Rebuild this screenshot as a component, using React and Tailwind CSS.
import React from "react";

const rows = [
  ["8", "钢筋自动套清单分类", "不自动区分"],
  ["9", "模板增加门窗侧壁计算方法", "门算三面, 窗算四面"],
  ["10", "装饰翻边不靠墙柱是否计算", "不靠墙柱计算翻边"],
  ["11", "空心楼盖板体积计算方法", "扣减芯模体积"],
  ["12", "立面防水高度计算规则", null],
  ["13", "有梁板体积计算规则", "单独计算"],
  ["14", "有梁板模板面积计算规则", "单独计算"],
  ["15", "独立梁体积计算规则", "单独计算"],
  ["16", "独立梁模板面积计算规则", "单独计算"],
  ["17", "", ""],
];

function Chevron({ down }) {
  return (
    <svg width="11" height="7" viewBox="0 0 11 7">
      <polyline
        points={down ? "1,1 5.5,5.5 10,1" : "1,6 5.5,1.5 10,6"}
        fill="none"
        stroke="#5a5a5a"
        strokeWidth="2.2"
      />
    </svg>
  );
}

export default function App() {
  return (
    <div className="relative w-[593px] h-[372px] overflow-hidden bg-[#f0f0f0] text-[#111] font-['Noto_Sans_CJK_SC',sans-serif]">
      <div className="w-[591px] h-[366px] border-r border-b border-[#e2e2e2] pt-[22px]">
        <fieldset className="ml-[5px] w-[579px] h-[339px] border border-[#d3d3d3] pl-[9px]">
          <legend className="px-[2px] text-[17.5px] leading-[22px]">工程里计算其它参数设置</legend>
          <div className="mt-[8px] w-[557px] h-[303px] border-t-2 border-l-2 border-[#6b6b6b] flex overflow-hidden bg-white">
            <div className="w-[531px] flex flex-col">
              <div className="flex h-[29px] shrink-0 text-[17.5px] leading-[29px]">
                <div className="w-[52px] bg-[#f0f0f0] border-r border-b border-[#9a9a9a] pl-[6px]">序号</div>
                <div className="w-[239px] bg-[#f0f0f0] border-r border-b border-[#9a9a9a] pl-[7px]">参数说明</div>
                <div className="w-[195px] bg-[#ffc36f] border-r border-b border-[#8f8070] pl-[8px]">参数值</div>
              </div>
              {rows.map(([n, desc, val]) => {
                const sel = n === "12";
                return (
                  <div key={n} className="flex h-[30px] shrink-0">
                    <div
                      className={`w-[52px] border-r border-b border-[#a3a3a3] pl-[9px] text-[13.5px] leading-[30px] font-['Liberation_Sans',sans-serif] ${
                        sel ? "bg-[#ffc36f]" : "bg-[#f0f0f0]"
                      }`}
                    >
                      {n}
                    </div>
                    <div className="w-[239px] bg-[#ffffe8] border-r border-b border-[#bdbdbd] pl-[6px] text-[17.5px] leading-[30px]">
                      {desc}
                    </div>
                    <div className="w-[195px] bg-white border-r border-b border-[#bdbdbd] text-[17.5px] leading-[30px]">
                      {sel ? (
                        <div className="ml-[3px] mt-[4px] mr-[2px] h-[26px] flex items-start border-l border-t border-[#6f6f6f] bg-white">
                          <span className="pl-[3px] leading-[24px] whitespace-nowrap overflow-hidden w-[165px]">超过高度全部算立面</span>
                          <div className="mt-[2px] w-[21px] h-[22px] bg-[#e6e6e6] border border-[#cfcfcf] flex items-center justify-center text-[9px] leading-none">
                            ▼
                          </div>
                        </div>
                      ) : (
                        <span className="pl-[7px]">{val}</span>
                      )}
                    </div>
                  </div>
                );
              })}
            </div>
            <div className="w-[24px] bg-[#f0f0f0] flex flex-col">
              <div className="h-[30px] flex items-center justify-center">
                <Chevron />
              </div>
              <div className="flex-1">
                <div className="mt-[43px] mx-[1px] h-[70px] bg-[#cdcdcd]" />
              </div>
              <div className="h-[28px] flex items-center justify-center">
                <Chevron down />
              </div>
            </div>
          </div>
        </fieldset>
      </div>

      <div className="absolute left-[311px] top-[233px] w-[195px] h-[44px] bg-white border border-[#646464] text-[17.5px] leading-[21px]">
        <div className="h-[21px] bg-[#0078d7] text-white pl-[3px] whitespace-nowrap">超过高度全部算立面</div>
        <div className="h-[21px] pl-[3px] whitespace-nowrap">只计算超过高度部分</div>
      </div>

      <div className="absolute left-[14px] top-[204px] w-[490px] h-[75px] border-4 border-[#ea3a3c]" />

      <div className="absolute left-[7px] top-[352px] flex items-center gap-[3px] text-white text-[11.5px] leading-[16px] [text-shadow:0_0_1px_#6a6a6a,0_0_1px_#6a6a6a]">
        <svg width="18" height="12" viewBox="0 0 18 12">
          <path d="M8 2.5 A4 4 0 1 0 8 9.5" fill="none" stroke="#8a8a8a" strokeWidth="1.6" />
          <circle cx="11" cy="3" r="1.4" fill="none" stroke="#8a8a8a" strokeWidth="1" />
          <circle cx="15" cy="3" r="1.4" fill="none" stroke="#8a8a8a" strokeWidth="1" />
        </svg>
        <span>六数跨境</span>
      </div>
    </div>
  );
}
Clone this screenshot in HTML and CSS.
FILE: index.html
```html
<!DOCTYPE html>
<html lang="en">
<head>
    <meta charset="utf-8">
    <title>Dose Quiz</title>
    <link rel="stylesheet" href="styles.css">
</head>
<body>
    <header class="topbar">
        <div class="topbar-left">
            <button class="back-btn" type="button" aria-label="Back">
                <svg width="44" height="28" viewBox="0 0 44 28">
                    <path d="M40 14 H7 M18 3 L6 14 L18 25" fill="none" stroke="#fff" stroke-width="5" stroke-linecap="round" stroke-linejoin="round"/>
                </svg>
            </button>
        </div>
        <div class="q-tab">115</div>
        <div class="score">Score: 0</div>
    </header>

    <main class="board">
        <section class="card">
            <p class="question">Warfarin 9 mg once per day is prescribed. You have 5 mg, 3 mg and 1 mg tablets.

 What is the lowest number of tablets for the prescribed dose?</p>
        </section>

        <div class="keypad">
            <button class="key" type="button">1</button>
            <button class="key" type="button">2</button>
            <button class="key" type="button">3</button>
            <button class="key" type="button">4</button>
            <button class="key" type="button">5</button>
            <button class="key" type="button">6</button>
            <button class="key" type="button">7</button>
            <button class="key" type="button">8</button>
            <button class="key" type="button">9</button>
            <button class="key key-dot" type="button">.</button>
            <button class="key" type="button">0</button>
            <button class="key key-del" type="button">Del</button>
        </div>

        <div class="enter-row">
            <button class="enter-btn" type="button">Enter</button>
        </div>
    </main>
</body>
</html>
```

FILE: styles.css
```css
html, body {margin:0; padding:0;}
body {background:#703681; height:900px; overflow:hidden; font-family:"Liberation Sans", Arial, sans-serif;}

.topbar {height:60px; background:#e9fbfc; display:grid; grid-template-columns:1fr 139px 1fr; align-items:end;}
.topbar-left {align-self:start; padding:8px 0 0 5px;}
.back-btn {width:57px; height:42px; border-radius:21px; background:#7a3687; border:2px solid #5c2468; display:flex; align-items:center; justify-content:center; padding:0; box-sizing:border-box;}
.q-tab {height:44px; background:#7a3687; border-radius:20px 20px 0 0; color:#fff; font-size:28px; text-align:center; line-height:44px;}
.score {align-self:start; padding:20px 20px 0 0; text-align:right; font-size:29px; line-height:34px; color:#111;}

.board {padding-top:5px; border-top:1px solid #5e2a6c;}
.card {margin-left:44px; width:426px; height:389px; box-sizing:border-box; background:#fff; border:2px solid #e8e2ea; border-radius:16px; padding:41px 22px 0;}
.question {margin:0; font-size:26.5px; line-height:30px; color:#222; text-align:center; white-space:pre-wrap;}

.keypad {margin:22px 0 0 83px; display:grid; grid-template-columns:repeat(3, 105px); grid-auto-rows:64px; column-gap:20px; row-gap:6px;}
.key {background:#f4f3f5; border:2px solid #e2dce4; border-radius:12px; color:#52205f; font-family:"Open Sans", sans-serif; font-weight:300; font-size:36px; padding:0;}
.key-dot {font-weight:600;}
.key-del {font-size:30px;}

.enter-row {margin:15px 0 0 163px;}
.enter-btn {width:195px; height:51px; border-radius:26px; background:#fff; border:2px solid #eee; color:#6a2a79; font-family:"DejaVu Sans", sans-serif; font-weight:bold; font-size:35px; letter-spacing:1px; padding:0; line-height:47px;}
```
□ □ □ □ □ □ □
PROBLEM STATEMENT >> Pick each line holding the word "screenshot" out of the listing.

TASK RESPONSE >>
Rebuild this screenshot as a component, using React and Tailwind CSS.
Clone this screenshot in HTML and CSS.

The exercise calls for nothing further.